## THE PROBLEM
From the records below, extract only the lines running from the line with "Rebuild this screenshot" to the line with "const inputClass = 'block", both lines included, reproducing them exactly.

##############################

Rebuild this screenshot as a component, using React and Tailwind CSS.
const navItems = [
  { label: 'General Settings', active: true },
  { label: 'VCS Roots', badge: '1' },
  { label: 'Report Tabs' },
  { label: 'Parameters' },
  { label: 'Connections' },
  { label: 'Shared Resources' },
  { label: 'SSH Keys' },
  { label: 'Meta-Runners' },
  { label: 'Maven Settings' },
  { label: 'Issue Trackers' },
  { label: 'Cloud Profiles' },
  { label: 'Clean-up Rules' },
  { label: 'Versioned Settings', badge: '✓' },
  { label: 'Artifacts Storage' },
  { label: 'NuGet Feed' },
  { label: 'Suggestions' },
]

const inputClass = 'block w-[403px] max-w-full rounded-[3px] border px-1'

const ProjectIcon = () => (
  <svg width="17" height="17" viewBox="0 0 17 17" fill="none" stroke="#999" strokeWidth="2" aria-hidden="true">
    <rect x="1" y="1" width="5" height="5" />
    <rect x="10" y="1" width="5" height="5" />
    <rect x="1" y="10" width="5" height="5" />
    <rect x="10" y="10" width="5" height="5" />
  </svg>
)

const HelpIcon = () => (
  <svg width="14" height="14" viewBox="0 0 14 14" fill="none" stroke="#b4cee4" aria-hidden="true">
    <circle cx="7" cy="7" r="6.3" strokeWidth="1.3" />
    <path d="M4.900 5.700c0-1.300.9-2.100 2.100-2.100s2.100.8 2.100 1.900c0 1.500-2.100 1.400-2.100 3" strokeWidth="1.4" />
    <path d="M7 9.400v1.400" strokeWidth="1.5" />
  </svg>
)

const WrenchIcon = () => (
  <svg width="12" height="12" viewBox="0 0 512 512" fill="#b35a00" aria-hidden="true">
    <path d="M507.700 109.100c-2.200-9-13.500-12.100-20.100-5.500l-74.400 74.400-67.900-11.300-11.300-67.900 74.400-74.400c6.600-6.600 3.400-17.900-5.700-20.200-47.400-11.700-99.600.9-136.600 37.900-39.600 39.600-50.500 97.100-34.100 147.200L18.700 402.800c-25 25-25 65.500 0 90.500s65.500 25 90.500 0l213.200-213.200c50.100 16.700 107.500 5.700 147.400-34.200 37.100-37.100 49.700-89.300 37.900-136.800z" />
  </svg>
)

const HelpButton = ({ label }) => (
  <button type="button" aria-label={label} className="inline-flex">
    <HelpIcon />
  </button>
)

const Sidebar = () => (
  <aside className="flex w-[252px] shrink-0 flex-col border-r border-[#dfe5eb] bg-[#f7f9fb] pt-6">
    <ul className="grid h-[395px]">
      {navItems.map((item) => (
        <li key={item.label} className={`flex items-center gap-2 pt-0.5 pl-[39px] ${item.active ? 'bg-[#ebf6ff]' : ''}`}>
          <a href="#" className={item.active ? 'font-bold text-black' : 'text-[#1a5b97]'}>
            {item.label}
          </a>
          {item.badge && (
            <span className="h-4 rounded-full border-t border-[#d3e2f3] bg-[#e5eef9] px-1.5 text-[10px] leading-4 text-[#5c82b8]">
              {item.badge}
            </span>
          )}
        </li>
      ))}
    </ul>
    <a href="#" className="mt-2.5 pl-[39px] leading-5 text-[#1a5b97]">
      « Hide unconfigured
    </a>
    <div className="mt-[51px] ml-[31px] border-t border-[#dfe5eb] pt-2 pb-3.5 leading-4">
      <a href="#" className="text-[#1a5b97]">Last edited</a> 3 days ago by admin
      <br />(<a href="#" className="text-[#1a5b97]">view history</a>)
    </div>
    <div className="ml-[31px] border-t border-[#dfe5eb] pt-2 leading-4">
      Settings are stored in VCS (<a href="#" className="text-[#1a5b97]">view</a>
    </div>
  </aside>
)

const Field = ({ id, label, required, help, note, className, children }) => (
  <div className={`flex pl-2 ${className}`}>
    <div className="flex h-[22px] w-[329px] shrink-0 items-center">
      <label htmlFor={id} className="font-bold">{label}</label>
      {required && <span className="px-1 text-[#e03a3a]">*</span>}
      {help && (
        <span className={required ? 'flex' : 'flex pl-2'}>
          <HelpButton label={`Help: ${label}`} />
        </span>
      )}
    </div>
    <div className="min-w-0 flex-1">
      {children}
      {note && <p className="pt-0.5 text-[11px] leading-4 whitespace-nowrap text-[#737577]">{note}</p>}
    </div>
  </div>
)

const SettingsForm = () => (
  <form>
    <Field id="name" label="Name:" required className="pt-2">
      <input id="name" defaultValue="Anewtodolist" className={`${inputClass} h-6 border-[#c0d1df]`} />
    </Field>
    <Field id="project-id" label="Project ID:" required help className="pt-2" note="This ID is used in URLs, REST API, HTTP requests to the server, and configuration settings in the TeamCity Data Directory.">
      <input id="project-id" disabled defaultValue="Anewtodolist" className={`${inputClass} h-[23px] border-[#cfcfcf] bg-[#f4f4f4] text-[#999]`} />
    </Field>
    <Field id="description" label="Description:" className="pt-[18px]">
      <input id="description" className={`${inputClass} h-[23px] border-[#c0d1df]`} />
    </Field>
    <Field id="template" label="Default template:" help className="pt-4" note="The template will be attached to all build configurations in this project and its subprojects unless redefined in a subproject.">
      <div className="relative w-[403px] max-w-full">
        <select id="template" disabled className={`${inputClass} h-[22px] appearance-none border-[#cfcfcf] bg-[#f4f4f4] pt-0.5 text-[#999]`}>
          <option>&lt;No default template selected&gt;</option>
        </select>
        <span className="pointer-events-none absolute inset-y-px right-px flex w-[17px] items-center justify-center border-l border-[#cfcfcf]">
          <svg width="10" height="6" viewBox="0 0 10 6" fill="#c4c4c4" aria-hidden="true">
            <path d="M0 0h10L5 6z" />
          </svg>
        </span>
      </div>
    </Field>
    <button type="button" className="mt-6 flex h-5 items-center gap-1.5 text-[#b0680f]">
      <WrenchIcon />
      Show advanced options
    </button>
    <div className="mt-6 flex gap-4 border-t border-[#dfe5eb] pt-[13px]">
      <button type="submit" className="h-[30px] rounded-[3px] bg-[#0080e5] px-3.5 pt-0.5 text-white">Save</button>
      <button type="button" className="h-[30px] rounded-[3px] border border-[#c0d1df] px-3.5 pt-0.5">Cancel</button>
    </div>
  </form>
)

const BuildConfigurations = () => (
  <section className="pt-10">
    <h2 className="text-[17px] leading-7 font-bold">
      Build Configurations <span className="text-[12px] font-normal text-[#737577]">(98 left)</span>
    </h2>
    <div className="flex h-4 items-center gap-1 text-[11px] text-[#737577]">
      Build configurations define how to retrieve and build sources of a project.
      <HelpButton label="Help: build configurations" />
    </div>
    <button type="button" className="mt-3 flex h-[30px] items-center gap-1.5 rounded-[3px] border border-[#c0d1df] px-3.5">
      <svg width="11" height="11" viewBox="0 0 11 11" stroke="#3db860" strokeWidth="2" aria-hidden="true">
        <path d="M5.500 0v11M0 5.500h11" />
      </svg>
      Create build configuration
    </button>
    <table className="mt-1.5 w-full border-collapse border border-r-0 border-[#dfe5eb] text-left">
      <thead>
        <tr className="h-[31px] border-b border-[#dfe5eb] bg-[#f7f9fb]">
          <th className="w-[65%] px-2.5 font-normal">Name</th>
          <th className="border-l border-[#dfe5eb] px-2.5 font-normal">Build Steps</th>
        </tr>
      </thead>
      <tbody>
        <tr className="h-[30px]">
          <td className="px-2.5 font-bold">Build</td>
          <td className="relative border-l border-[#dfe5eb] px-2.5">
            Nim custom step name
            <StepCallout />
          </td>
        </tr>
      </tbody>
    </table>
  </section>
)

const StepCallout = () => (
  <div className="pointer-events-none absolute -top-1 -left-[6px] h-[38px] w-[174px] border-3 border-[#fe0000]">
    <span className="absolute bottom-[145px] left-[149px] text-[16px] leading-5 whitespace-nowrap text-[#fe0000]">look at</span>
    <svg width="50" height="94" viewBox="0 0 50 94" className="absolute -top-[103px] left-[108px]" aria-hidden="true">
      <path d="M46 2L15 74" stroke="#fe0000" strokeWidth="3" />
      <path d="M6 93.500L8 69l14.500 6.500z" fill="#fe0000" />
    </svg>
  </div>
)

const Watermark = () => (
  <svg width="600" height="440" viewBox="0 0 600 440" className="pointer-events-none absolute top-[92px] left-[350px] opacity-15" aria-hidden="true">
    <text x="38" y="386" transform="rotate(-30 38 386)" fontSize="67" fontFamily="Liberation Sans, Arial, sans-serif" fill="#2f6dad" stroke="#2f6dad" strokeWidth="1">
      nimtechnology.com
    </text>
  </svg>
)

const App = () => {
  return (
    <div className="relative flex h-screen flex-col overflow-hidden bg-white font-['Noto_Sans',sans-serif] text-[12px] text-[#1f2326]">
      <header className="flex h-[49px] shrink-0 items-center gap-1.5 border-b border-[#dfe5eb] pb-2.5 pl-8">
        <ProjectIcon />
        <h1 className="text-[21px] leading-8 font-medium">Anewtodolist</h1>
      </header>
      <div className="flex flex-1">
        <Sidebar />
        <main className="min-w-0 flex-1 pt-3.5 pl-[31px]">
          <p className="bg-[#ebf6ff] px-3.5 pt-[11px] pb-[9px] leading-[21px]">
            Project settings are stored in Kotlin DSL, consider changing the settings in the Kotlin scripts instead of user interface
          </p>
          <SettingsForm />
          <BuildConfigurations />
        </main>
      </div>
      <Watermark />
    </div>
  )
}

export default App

##############################

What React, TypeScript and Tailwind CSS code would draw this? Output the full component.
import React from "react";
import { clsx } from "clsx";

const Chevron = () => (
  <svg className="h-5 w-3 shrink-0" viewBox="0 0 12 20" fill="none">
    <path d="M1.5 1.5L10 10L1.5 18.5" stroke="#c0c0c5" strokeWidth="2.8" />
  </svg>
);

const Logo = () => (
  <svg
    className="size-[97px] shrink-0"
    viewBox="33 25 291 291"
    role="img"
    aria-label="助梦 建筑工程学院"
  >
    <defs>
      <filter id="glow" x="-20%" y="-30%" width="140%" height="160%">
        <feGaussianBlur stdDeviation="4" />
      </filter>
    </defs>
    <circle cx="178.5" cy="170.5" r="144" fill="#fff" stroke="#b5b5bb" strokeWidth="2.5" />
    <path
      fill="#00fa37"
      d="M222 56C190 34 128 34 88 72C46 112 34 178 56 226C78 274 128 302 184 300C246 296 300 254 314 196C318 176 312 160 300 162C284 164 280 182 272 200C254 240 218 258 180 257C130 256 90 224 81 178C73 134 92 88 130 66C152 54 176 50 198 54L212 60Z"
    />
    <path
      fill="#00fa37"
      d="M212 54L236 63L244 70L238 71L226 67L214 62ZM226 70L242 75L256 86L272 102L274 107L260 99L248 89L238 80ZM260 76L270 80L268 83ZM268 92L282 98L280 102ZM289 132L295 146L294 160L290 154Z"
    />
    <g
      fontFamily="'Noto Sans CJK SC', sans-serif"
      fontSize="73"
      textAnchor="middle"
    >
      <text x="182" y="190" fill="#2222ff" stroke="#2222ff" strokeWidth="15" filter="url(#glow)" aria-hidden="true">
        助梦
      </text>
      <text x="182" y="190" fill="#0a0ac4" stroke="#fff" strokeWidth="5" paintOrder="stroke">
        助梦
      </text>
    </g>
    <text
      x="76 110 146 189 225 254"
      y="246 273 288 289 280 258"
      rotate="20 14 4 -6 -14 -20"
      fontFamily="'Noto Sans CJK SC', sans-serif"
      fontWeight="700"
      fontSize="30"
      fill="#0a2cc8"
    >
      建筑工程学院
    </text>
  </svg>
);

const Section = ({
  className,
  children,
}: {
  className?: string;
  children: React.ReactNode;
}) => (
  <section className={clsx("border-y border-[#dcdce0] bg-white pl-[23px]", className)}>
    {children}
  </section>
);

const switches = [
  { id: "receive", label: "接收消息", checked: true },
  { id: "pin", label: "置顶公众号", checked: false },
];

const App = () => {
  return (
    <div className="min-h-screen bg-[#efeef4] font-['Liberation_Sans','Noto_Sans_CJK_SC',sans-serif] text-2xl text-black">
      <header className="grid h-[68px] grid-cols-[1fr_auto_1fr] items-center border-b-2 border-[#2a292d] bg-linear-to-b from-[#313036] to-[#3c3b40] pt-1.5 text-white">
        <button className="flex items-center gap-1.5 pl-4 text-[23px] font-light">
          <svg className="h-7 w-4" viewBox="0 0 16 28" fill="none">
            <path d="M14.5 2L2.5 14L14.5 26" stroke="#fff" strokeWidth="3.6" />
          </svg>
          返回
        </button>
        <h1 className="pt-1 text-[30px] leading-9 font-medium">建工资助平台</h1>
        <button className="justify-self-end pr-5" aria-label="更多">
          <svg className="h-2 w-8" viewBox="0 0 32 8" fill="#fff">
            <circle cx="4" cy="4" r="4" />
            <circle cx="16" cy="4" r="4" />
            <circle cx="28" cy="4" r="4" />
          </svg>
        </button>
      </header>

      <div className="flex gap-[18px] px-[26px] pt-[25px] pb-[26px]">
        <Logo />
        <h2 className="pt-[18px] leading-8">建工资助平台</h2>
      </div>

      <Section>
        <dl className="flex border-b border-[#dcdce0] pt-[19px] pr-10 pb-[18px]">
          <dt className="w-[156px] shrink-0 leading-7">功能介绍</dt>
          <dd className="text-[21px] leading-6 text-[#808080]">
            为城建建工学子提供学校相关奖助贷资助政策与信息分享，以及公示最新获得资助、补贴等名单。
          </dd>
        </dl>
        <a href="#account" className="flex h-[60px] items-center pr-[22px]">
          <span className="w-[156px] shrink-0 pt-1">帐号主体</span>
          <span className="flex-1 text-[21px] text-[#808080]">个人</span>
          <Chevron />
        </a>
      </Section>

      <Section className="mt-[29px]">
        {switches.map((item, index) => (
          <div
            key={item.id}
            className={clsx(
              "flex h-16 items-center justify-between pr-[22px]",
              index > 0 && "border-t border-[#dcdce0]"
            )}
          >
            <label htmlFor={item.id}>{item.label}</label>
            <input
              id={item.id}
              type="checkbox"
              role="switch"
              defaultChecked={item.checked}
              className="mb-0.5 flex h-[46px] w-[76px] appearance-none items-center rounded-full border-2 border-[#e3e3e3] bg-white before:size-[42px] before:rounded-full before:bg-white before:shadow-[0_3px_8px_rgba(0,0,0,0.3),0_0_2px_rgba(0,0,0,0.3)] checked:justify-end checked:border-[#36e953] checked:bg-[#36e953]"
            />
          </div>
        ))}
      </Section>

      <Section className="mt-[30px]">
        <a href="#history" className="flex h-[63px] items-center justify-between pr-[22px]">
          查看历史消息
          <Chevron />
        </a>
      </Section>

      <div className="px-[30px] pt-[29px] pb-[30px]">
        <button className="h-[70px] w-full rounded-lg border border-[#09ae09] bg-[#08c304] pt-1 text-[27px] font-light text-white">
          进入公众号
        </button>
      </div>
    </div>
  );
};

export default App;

##############################

## RESULT FOR THIS EXERCISE
Rebuild this screenshot as a component, using React and Tailwind CSS.
const navItems = [
  { label: 'General Settings', active: true },
  { label: 'VCS Roots', badge: '1' },
  { label: 'Report Tabs' },
  { label: 'Parameters' },
  { label: 'Connections' },
  { label: 'Shared Resources' },
  { label: 'SSH Keys' },
  { label: 'Meta-Runners' },
  { label: 'Maven Settings' },
  { label: 'Issue Trackers' },
  { label: 'Cloud Profiles' },
  { label: 'Clean-up Rules' },
  { label: 'Versioned Settings', badge: '✓' },
  { label: 'Artifacts Storage' },
  { label: 'NuGet Feed' },
  { label: 'Suggestions' },
]

const inputClass = 'block w-[403px] max-w-full rounded-[3px] border px-1'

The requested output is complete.